Her work incorporates a fragmentation that reveals new syntheses; connections which delve deeper than the simple presentation of pieces previously collected and preserved in formaldehyde. The actual object or its mere copy are insufficient; our physicality becomes transformed and is translated into images that bring together symbol, mythology, mystery, and magic. Smith becomes the author of a new Genesis.

Serpent presents a snake-like female creature, in the fetal position, with two tails, playing with two red apples with her hawk-like talons. The complexity of the references creates a series of associations overflowing with meaning: it is a vision of woman who, like the serpent, belongs to the earth that gave her life and who, in turn, gives birth herself. It is also an image of Eve, a double temptress due to her incipient metamorphosis, who might also, in the evocative game of the two apples, represent the masculine essence reduced to testicles. Genesis, temptation, sin, and gender are all aspects present in the polymorphous being that Smith has created.

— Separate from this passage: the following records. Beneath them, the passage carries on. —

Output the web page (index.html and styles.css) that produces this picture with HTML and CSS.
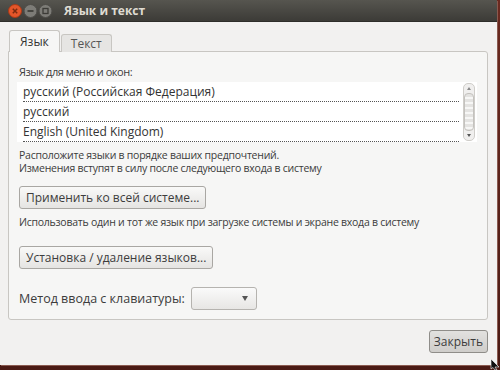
FILE: index.html
```html
<!DOCTYPE html>
<html lang="ru">
<head>
<meta charset="UTF-8">
<title>Язык и текст</title>
<link rel="stylesheet" href="styles.css">
</head>
<body>
<div class="window">
    <div class="titlebar">
        <div class="wm-buttons">
            <svg width="50" height="18" viewBox="0 0 50 18">
                <circle cx="9" cy="9" r="6.5" fill="#e4562a" stroke="#a83a18"/>
                <path d="M6.8 6.8 L11.2 11.2 M11.2 6.8 L6.8 11.2" stroke="#7a2a10" stroke-width="1.5"/>
                <circle cx="24.5" cy="9" r="6.5" fill="#7d7c77" stroke="#4d4c48"/>
                <path d="M21.5 9 H27.5" stroke="#3c3b37" stroke-width="1.7"/>
                <circle cx="39.5" cy="9" r="6.5" fill="#7d7c77" stroke="#4d4c48"/>
                <rect x="37" y="6.5" width="5" height="5" fill="none" stroke="#3c3b37" stroke-width="1.3"/>
            </svg>
        </div>
        <span class="title">Язык и текст</span>
    </div>
    <div class="content">
        <div class="tabs">
            <div class="tab active">Язык</div>
            <div class="tab">Текст</div>
        </div>
        <div class="panel">
            <div class="label">Язык для меню и окон:</div>
            <div class="list">
                <div class="rows">
                    <div class="row">русский (Российская Федерация)</div>
                    <div class="row">русский</div>
                    <div class="row">English (United Kingdom)</div>
                </div>
                <div class="scrollbar">
                    <span class="arrow up"></span>
                    <span class="thumb"></span>
                    <span class="arrow down"></span>
                </div>
            </div>
            <p class="hint">Расположите языки в порядке ваших предпочтений.<br>Изменения вступят в силу после следующего входа в систему</p>
            <button class="btn">Применить ко всей системе...</button>
            <p class="hint one">Использовать один и тот же язык при загрузке системы и экране входа в систему</p>
            <button class="btn install">Установка / удаление языков...</button>
            <div class="input-row">
                <span>Метод ввода с клавиатуры:</span>
                <div class="combo"><span class="caret"></span></div>
            </div>
        </div>
        <div class="actions">
            <button class="btn close">Закрыть</button>
        </div>
    </div>
</div>
<svg class="cursor" width="10" height="12" viewBox="0 0 10 12">
    <path d="M1 1 L9 9 L5 9 L7 12 L5 12 L3 9.5 L1 11 Z" fill="#111" stroke="#fff" stroke-width="0.6"/>
</svg>
</body>
</html>
```

FILE: styles.css
```css
body {
    margin: 0;
    width: 500px;
    height: 370px;
    overflow: hidden;
    background: linear-gradient(#6b2a20, #4a1a14);
    font-family: "Open Sans", "DejaVu Sans", sans-serif;
    font-size: 12px;
    color: #3c3c3c;
    position: relative;
}

.window {
    width: 497px;
    height: 365px;
    background: #f2f1f0;
    display: flex;
    flex-direction: column;
    box-shadow: 1px 1px 0 #8a5a50;
}

.titlebar {
    height: 22px;
    background: linear-gradient(#56554f, #3c3b37);
    border-bottom: 1px solid #2e2d2a;
    display: flex;
    align-items: center;
    box-sizing: border-box;
}

.wm-buttons {
    padding-left: 6px;
    display: flex;
}

.title {
    margin-left: 8px;
    color: #dfdbd2;
    font-weight: bold;
    font-size: 12px;
}

.content {
    flex: 1;
    padding: 9px 8px 0 8px;
    display: flex;
    flex-direction: column;
}

.tabs {
    display: flex;
    align-items: flex-end;
    height: 21px;
    margin-left: 1px;
    position: relative;
    z-index: 1;
}

.tab {
    padding: 0 9px;
    height: 17px;
    line-height: 17px;
    background: #e6e5e3;
    border: 1px solid #c8c6c2;
    border-bottom: none;
    border-radius: 3px 3px 0 0;
    color: #555;
}

.tab.active {
    height: 21px;
    line-height: 22px;
    padding: 0 10px;
    background: #f6f6f5;
    color: #333;
    margin-right: 1px;
}

.panel {
    width: 480px;
    height: 269px;
    box-sizing: border-box;
    border: 1px solid #c8c6c2;
    border-radius: 0 3px 3px 3px;
    background: #f6f6f5;
    padding: 13px 9px 0 10px;
    margin-top: -1px;
}

.label {
    line-height: 14px;
    font-size: 11px;
    letter-spacing: -0.45px;
}

.list {
    margin-top: 3px;
    width: 460px;
    height: 60px;
    background: #fff;
    display: flex;
    margin-left: -2px;
}

.rows {
    flex: 1;
    padding-left: 6px;
}

.row {
    height: 19px;
    line-height: 19px;
    border-bottom: 1px dotted #555;
    color: #333;
}

.scrollbar {
    width: 10px;
    margin: 1px 2px 1px 4px;
    border: 1px solid #cfcdc9;
    border-radius: 5px;
    background: #f0efee;
    display: flex;
    flex-direction: column;
    align-items: center;
}

.arrow {
    width: 0;
    height: 0;
    border-left: 2px solid transparent;
    border-right: 2px solid transparent;
    margin: 3px 0;
}

.arrow.up {
    border-bottom: 3px solid #888;
}

.arrow.down {
    border-top: 3px solid #555;
}

.thumb {
    flex: 1;
    width: 8px;
    border: 1px solid #c4c2be;
    border-radius: 4px;
    background: repeating-linear-gradient(#e4e3e1 0 3px, #f7f7f6 3px 5px);
}

.hint {
    margin: 7px 0 0 0;
    font-size: 10.5px;
    letter-spacing: -0.25px;
    line-height: 13px;
    color: #3c3c3c;
}

.hint.one {
    margin-top: 7px;
}

.btn {
    font-family: inherit;
    font-size: 12px;
    color: #3c3c3c;
    height: 23px;
    padding: 0 6px;
    border: 1px solid #a9a7a3;
    border-radius: 3px;
    background: linear-gradient(#f9f9f8, #e5e4e2);
    display: block;
}

.panel .btn {
    margin-top: 11px;
}

.panel .btn.install {
    margin-top: 17px;
}

.input-row {
    margin-top: 18px;
    display: flex;
    align-items: center;
    gap: 6px;
    font-size: 12.5px;
}

.combo {
    width: 64px;
    height: 21px;
    border: 1px solid #b5b3af;
    border-radius: 3px;
    background: linear-gradient(#fafafa, #e7e6e4);
    display: flex;
    align-items: center;
    justify-content: flex-end;
}

.caret {
    border-left: 3px solid transparent;
    border-right: 3px solid transparent;
    border-top: 5px solid #555;
    margin-right: 8px;
}

.actions {
    display: flex;
    justify-content: flex-end;
    padding-top: 10px;
    padding-right: 1px;
}

.btn.close {
    height: 23px;
    padding: 0 4px;
    background: linear-gradient(#e2e1df, #cfcdca);
    border-color: #8f8d89;
}

.cursor {
    position: absolute;
    left: 490px;
    top: 358px;
}
```
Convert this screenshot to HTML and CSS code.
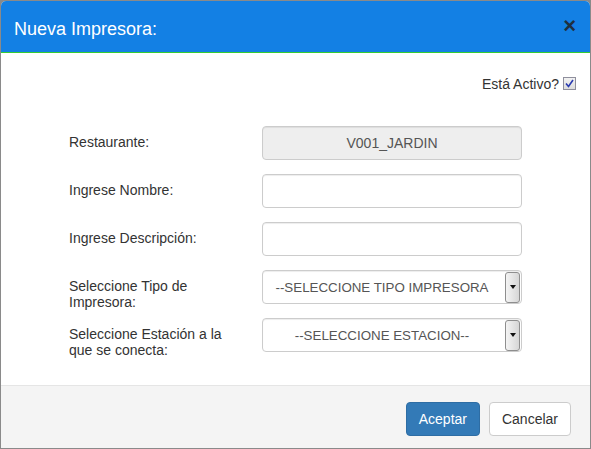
FILE: index.html
```html
<!DOCTYPE html>
<html lang="es">
<head>
<meta charset="utf-8">
<title>Nueva Impresora</title>
<link rel="stylesheet" href="styles.css">
</head>
<body>
<div class="modal">
  <div class="modal-header">
    <h4 class="modal-title">Nueva Impresora:</h4>
    <span class="close">&times;</span>
  </div>
  <div class="modal-body">
    <div class="active-row">
      <label class="active-label">Está Activo?</label>
      <span class="checkbox">
        <svg width="9" height="9" viewBox="0 0 9 9"><path d="M1 4.5 L3.5 7.5 L8 1" fill="none" stroke="#2a3bb0" stroke-width="1.6"/></svg>
      </span>
    </div>
    <div class="form">
      <div class="row">
        <label class="lbl">Restaurante:</label>
        <div class="control readonly">V001_JARDIN</div>
      </div>
      <div class="row">
        <label class="lbl">Ingrese Nombre:</label>
        <div class="control"></div>
      </div>
      <div class="row">
        <label class="lbl">Ingrese Descripción:</label>
        <div class="control"></div>
      </div>
      <div class="row">
        <label class="lbl">Seleccione Tipo de<br>Impresora:</label>
        <div class="control select">
          <span class="sel-text">--SELECCIONE TIPO IMPRESORA</span>
          <span class="sel-btn"><span class="tri"></span></span>
        </div>
      </div>
      <div class="row">
        <label class="lbl">Seleccione Estación a la<br>que se conecta:</label>
        <div class="control select">
          <span class="sel-text">--SELECCIONE ESTACION--</span>
          <span class="sel-btn"><span class="tri"></span></span>
        </div>
      </div>
    </div>
  </div>
  <div class="modal-footer">
    <button class="btn btn-primary">Aceptar</button>
    <button class="btn btn-default">Cancelar</button>
  </div>
</div>
</body>
</html>
```
FILE: styles.css
```css
html, body {
  margin: 0;
  padding: 0;
}
body {
  background: #8a8a8a;
  font-family: "Liberation Sans", Arial, sans-serif;
  font-size: 14px;
  color: #333;
  width: 591px;
  height: 449px;
  overflow: hidden;
}
.modal {
  margin: 1px 1px 0 1px;
  width: 589px;
  height: 447px;
  background: #fff;
  border-radius: 5px 5px 0 0;
  display: flex;
  flex-direction: column;
  overflow: hidden;
}
.modal-header {
  background: #1380e4;
  height: 51px;
  border-bottom: 1px solid #33cc33;
  display: flex;
  align-items: center;
  justify-content: space-between;
  padding: 0 14px 0 13px;
  box-sizing: content-box;
}
.modal-title {
  margin: 0;
  padding-top: 6px;
  font-size: 18px;
  font-weight: normal;
  color: #fff;
}
.close {
  color: #222;
  font-size: 22px;
  font-weight: bold;
  line-height: 1;
  opacity: 0.85;
  margin-top: -2px;
}
.modal-body {
  flex: 1;
  padding: 23px 14px 0 68px;
}
.active-row {
  display: flex;
  justify-content: flex-end;
  align-items: center;
  gap: 4px;
  height: 16px;
}
.active-label {
  font-size: 14px;
}
.checkbox {
  width: 11px;
  height: 11px;
  border: 1px solid #8f8f9d;
  background: linear-gradient(#f2f2f2, #dcdcdc);
  display: flex;
  align-items: center;
  justify-content: center;
  margin-top: -2px;
}
.form {
  margin-top: 34px;
  display: flex;
  flex-direction: column;
  gap: 14px;
}
.row {
  display: flex;
  align-items: flex-start;
  height: 34px;
}
.lbl {
  width: 193px;
  line-height: 16px;
  padding-top: 8px;
}
.control {
  width: 260px;
  height: 34px;
  box-sizing: border-box;
  border: 1px solid #ccc;
  border-radius: 4px;
  background: #fff;
  box-shadow: inset 0 1px 1px rgba(0,0,0,0.075);
}
.readonly {
  background: #eee;
  color: #555;
  display: flex;
  align-items: center;
  justify-content: center;
}
.select {
  display: flex;
  align-items: center;
  padding: 1px 1px 1px 0;
  color: #555;
  font-size: 13.33px;
}
.sel-text {
  flex: 1;
  text-align: center;
  white-space: nowrap;
  overflow: hidden;
}
.sel-btn {
  width: 15px;
  height: 31px;
  box-sizing: border-box;
  border: 1px solid #8e8e8e;
  border-radius: 3px;
  background: linear-gradient(to right, #f4f4f4, #d6d6d6);
  display: flex;
  align-items: center;
  justify-content: center;
  margin-left: 4px;
}
.tri {
  width: 0;
  height: 0;
  border-left: 3.5px solid transparent;
  border-right: 3.5px solid transparent;
  border-top: 4px solid #111;
}
.modal-footer {
  border-top: 1px solid #e5e5e5;
  background: #f4f4f4;
  height: 63px;
  display: flex;
  justify-content: flex-end;
  align-items: flex-start;
  padding: 16px 19px 0 0;
  gap: 9px;
  box-sizing: border-box;
}
.btn {
  height: 34px;
  padding: 0 12px;
  font-family: "Liberation Sans", Arial, sans-serif;
  font-size: 14px;
  border-radius: 4px;
  border: 1px solid transparent;
  cursor: pointer;
}
.btn-primary {
  background: #337ab7;
  border-color: #2e6da4;
  color: #fff;
}
.btn-default {
  background: #fff;
  border-color: #ccc;
  color: #333;
}
```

In Sirens, the artist sculpts not fish-women, but bird-women in bronze. They are lugubrious images, weighted down by their human parts, so that it is difficult to imagine them taking flight. Completely without lightness, as threatening as harpies, Smith’s sirens are held down, glued to the earth to which, like sphinxes, they hold the secret.

Calling, a bronze sculpture of a creature lying prostrate with oak leaves sprouting out of its side, and which may be the artist’s alter ego, appears like Moses speaking to the burning bush, awed and humble, in prayer before a divinity that may be interpreted as naturae fabbrica incredibilis.

If, before now, her intention was to reveal, uncover, and take apart, in order to realize hypotheses as substance, the artist now has given up trying to totally possess objects, but has created a language which dresses and disguises itself continually, finding new ways to explain our existence within the territory of myth.